Generally speaking, anytime that we get additional time, we always find it’s best to focus on polish. It’s about the little things; that last 10 percent. Would one feature make the game so much better that now Metacritic is 98? Probably not, but it’s about that polish level, taking whatever time you have, and just make the experience that you have stronger.
How do you feel the multiplayer push has been received?
I feel like we delivered on the co-op really well. Horde is really popular. Beast has been successful. Having that four-player co-op campaign has been awesome. I know I’ve definitely taken advantage of it. The focus on multiplayer has been great. We’ve been really happy with how the dedicated servers have played out, how our matchmaking has played out, and the fact that we’re doing an event every weekend now. We’ve tailored a playlist called the Alpha playlist to allow for hardcore players to play the way that they’ve talked about playing on the forums. It’s great to have that kind of in-depth community reaction to multiplayer and being able to respond to it has been great.
How has fan feedback since Gears 3 launched influenced your team with Gears?
Probably the biggest piece of feedback is the double-barreled shotgun, or what we call the sawed-off shotgun. It’s probably the most controversial weapon now in our arsenal because it allowed people who had less skill than the veteran players to have that successful shotgun kill. It caused people to react to that. We’ve definitely been playing with how we can tweak the sawed-off shotgun. That’s one of the things we did with the Alpha playlist. We made it a pick-up in the map instead of being a starting weapon, so it turned it much more into a power weapon. That’s had really positive response. The Alpha playlist has done really well.
What have you been working on with Gears post-launch?
That’s been a lot of stuff we’ve been doing. We’ve been tweaking some weapon placements on maps. For a little while, we took the one shot off of a couple of maps, including Trenches. We worked on it a little bit internally here, and then we re-released it. We switched around which weapons spawned in Overpass and things like that. We’ve definitely been looking at how players are playing the game, because we have all that data. We’ve been upgrading, balancing, and tweaking the different weapons as we go.
How is fan feedback impacting DLC and the game moving forward?
As we look at DLC, there is some stuff like [the Horde Command Pack] that we had done before we shipped because we had planned for it before that extension. For things like [RAAM’s Shadow] and on, it’s definitely stuff we’re taking into account. It’s one of the things that we actually look at. We have two systems; we have the ability to change a lot of variables on a server that get passed down to you when you connect, but once we find changes that we really like, we can actually add those to a title update so that we get to push down permanently. Even if you were playing offline, you’d still get the benefits of those changes.
Unreal Engine 3 is always being updated. How will that impact DLC moving forward?

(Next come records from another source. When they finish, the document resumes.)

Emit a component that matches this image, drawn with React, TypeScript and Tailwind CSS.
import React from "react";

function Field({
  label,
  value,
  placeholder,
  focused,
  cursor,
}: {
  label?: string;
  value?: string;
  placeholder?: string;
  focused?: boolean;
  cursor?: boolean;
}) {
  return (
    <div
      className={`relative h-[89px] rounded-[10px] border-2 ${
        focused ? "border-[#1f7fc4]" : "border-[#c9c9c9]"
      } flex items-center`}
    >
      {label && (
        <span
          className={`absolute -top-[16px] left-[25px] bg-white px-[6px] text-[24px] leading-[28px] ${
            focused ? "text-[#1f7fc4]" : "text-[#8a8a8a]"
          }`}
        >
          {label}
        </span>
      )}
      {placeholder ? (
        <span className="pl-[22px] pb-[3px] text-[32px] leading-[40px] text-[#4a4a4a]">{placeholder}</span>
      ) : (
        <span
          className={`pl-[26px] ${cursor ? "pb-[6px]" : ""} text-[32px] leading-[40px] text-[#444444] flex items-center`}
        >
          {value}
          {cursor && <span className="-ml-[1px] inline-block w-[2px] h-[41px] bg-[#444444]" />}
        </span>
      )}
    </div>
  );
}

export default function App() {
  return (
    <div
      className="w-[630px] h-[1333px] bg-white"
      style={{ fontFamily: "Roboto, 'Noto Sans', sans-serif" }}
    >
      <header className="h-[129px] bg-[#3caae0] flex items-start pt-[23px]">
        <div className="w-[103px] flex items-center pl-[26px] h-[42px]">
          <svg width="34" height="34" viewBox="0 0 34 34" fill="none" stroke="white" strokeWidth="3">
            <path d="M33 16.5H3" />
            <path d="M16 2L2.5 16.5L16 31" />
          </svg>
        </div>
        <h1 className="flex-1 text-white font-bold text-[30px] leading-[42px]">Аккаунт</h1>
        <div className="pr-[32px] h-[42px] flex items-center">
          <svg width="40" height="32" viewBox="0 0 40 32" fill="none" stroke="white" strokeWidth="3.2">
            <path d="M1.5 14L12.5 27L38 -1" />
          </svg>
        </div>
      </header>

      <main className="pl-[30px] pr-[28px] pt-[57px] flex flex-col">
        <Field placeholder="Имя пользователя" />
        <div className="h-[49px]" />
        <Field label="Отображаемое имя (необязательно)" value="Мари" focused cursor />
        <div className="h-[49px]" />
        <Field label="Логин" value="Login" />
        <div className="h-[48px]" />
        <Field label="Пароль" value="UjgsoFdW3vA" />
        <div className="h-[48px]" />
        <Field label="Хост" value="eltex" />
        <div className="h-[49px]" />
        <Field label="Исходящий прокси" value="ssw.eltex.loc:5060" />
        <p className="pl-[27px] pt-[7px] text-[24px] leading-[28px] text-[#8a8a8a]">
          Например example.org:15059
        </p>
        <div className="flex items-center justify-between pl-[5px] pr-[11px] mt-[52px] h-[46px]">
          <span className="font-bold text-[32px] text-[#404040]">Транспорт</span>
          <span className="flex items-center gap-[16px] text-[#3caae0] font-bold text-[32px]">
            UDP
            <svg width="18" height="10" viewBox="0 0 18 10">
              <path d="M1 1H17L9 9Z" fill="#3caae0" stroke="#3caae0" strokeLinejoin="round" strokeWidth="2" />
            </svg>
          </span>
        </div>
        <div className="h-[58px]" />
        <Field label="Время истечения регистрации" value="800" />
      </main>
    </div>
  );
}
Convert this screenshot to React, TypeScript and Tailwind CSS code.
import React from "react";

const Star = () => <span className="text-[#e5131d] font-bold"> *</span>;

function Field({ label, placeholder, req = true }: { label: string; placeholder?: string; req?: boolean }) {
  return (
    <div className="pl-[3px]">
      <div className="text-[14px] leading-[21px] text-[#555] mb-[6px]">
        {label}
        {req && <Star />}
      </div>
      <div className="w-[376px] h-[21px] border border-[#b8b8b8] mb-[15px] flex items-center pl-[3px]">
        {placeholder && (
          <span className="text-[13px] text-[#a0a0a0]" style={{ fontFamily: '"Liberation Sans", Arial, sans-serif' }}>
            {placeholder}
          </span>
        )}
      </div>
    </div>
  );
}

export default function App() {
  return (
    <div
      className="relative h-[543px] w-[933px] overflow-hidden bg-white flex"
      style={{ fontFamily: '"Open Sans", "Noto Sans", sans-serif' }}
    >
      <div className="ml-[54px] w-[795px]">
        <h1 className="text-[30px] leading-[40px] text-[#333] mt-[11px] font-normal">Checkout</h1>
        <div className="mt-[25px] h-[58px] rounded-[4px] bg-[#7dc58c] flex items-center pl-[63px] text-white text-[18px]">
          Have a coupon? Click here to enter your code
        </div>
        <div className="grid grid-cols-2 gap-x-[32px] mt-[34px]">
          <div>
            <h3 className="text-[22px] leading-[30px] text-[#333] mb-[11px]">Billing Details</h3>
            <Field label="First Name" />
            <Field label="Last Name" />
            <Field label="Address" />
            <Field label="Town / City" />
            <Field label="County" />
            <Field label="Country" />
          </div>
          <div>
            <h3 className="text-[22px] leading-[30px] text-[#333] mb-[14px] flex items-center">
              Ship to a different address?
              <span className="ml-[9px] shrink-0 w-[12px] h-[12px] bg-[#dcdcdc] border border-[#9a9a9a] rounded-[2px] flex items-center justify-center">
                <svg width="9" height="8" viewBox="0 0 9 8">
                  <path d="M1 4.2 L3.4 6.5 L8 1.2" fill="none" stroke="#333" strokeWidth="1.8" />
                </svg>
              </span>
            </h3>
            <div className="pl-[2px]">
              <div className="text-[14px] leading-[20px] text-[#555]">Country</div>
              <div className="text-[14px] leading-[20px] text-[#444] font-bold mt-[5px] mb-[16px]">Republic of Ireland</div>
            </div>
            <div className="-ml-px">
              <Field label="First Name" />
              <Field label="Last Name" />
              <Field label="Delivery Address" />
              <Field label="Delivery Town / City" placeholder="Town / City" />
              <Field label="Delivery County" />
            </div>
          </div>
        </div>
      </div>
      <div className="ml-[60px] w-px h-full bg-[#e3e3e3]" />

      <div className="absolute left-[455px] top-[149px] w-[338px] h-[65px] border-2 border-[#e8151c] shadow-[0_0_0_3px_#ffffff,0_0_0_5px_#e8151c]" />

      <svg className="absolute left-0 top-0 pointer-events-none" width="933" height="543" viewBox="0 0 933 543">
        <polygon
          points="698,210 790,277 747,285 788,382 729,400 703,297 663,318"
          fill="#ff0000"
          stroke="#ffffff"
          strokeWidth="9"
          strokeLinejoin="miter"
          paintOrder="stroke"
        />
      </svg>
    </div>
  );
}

You have to be careful with that, because the amount of things you can actually change in a title update, generally you try to stay around the 4MB limit as part of being on Xbox LIVE. With DLC, we definitely brought a bunch of things back and applied some new things like bringing back emergence holes and the Krill. Those are full-on systems that just didn’t exist in the engine anymore by the time we got to Gears 3, so we brought those systems, optimized them, and made them better. There hasn’t been anything that we completely changed. You can’t fundamentally change how we render stuff, but we definitely made tweaks as we went along.
How do you work with the Unreal Engine 3 team on new features for game content?

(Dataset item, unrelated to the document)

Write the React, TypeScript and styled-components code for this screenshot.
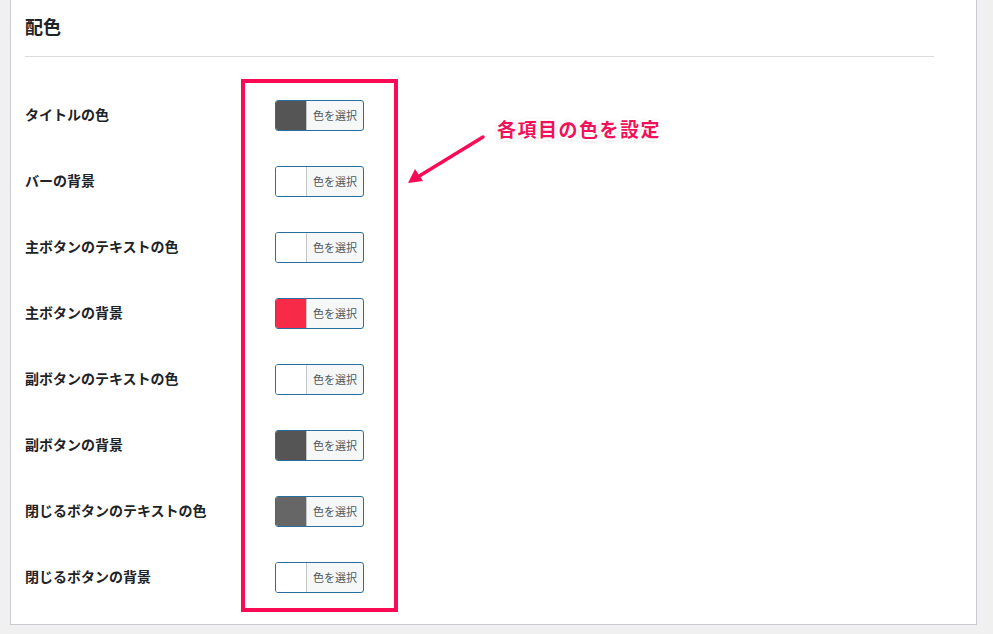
import React from "react";
import styled, { createGlobalStyle } from "styled-components";

const GlobalStyle = createGlobalStyle`
  html, body {
    margin: 0;
    padding: 0;
    background: #f0f0f1;
    font-family: "Noto Sans CJK JP", "Noto Sans", sans-serif;
    color: #1d2327;
  }
  #root { min-height: 634px; }
`;

const Page = styled.div`
  position: relative;
  width: 993px;
  height: 634px;
  overflow: hidden;
  padding-left: 10px;
  box-sizing: border-box;
`;

const Panel = styled.section`
  width: 967px;
  height: 625px;
  box-sizing: border-box;
  background: #fff;
  border: 1px solid #c8cbcf;
  border-top: none;
  padding: 10px 42px 0 14px;
`;

const Heading = styled.h2`
  margin: 0;
  font-size: 18px;
  font-weight: 700;
  line-height: 32px;
  color: #1d2327;
  padding-bottom: 14px;
  border-bottom: 1px solid #dcdcde;
`;

const Rows = styled.div`
  display: flex;
  flex-direction: column;
  padding-top: 25px;
`;

const Row = styled.div`
  display: flex;
  align-items: center;
  height: 66px;
`;

const Label = styled.div`
  width: 250px;
  font-size: 14px;
  font-weight: 700;
  color: #1d2327;
  margin-top: -2px;
`;

const ColorButton = styled.button`
  display: flex;
  align-items: stretch;
  height: 31px;
  width: 89px;
  padding: 0;
  border: 1px solid #2a6f9c;
  border-radius: 3px;
  overflow: hidden;
  background: #f6f7f7;
  cursor: pointer;
  box-sizing: border-box;
`;

const Swatch = styled.span<{ $color: string }>`
  width: 30px;
  background: ${(p) => p.$color};
  border-right: 1px solid #c3c4c7;
`;

const ButtonText = styled.span`
  flex: 1;
  display: flex;
  align-items: center;
  justify-content: center;
  font-size: 11px;
  color: #50575e;
  font-family: "Noto Sans CJK JP", sans-serif;
`;

const Highlight = styled.div`
  position: absolute;
  left: 241px;
  top: 79px;
  width: 157px;
  height: 533px;
  box-sizing: border-box;
  border: 4px solid #fb0a55;
  pointer-events: none;
`;

const Callout = styled.div`
  position: absolute;
  left: 497px;
  top: 115px;
  font-size: 19px;
  font-weight: 700;
  color: #f0135a;
  letter-spacing: 1.5px;
  font-family: "Noto Sans CJK JP", sans-serif;
  text-shadow:
    -2px 0 0 #fff, 2px 0 0 #fff, 0 -2px 0 #fff, 0 2px 0 #fff,
    -2px -2px 0 #fff, 2px 2px 0 #fff, -2px 2px 0 #fff, 2px -2px 0 #fff,
    0 1px 5px rgba(0, 0, 0, 0.35);
`;

const Arrow = styled.svg`
  position: absolute;
  left: 400px;
  top: 125px;
  overflow: visible;
`;

const items: { label: string; color: string }[] = [
  { label: "タイトルの色", color: "#555555" },
  { label: "バーの背景", color: "#ffffff" },
  { label: "主ボタンのテキストの色", color: "#ffffff" },
  { label: "主ボタンの背景", color: "#f72b47" },
  { label: "副ボタンのテキストの色", color: "#ffffff" },
  { label: "副ボタンの背景", color: "#555555" },
  { label: "閉じるボタンのテキストの色", color: "#666666" },
  { label: "閉じるボタンの背景", color: "#ffffff" },
];

export default function App() {
  return (
    <>
      <GlobalStyle />
      <Page>
        <Panel>
          <Heading>配色</Heading>
          <Rows>
            {items.map((it) => (
              <Row key={it.label}>
                <Label>{it.label}</Label>
                <ColorButton type="button">
                  <Swatch $color={it.color} />
                  <ButtonText>色を選択</ButtonText>
                </ColorButton>
              </Row>
            ))}
          </Rows>
        </Panel>
        <Highlight />
        <Arrow width="90" height="65" viewBox="0 0 90 65">
          <line x1="83" y1="12" x2="16" y2="53" stroke="#fb0a55" strokeWidth="3.5" strokeLinecap="round" />
          <polygon points="8,58 15,44 23,56" fill="#fb0a55" />
        </Arrow>
        <Callout>各項目の色を設定</Callout>
      </Page>
    </>
  );
}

For the most part, the engine team doesn’t really build stuff that we don’t have a way of using. They don’t want to create features that we’re not supporting internally, because they want to be able to see if there’s something wrong with that feature, they want us to know right away, and they want us to be testing it. All the features in the engine are generally what we use in our games. It’s a back and forth. Part of the engine team is keeping state of the art and they show us new technology that we can take advantage of. And then from our side we’re always bringing things to them where we’re trying to push the game in a new direction and ask if that’s something they can support. That’s how the new lighting system that we introduced in Gears 3 came about, which was a huge improvement over the single directional lighting in Gears 2.

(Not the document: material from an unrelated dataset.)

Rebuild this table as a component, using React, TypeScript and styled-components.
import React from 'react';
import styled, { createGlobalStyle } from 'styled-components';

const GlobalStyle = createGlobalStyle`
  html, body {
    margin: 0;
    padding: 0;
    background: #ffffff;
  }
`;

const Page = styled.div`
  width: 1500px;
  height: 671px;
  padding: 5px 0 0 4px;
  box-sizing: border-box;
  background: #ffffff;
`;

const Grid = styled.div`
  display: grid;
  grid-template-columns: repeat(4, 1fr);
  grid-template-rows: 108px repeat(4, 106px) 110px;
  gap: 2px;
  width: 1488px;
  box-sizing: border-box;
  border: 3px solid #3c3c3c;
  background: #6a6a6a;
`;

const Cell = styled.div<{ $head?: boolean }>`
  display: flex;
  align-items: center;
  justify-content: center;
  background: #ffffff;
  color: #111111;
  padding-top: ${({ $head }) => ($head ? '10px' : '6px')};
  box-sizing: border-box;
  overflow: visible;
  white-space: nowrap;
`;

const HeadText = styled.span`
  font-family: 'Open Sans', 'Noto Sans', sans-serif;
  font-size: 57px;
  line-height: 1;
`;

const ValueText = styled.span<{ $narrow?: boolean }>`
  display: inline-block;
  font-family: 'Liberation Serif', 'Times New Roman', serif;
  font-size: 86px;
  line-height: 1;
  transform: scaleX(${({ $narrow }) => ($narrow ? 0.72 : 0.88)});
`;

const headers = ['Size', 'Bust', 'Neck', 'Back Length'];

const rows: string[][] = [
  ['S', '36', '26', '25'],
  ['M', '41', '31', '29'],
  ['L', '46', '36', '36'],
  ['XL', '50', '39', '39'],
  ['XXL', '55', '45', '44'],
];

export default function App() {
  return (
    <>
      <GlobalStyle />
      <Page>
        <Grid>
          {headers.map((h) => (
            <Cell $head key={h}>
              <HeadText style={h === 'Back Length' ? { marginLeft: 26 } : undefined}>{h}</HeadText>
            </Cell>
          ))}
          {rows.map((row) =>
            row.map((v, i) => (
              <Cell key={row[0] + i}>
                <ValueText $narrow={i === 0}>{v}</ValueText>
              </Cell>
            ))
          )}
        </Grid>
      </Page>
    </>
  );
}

Gears of War 3 was the first in the franchise to support stereo 3D gameplay. What are your thoughts on 3D gaming?
I think it’s interesting. I think it’s an emerging market. I’m part of that marketplace in the movie world that goes and sees the 3D IMAX version of a movie if I have a choice. I feel like it heightens the experience. When I saw Avatar in 3D, that was one of the great realizations of that. I think it’s still coming into its own on the game side. I know playing it with Gears, that sense of depth in the word and being able to actually really feel like you’re shooting into the world, is really compelling. I’d be interested to see whether that continues. When I talk to my friends, there are definitely people out there who have that backlash, who purposefully avoid the 3D version of a film or feel like it’s a trick or novelty and just another fad and will go away pretty quickly.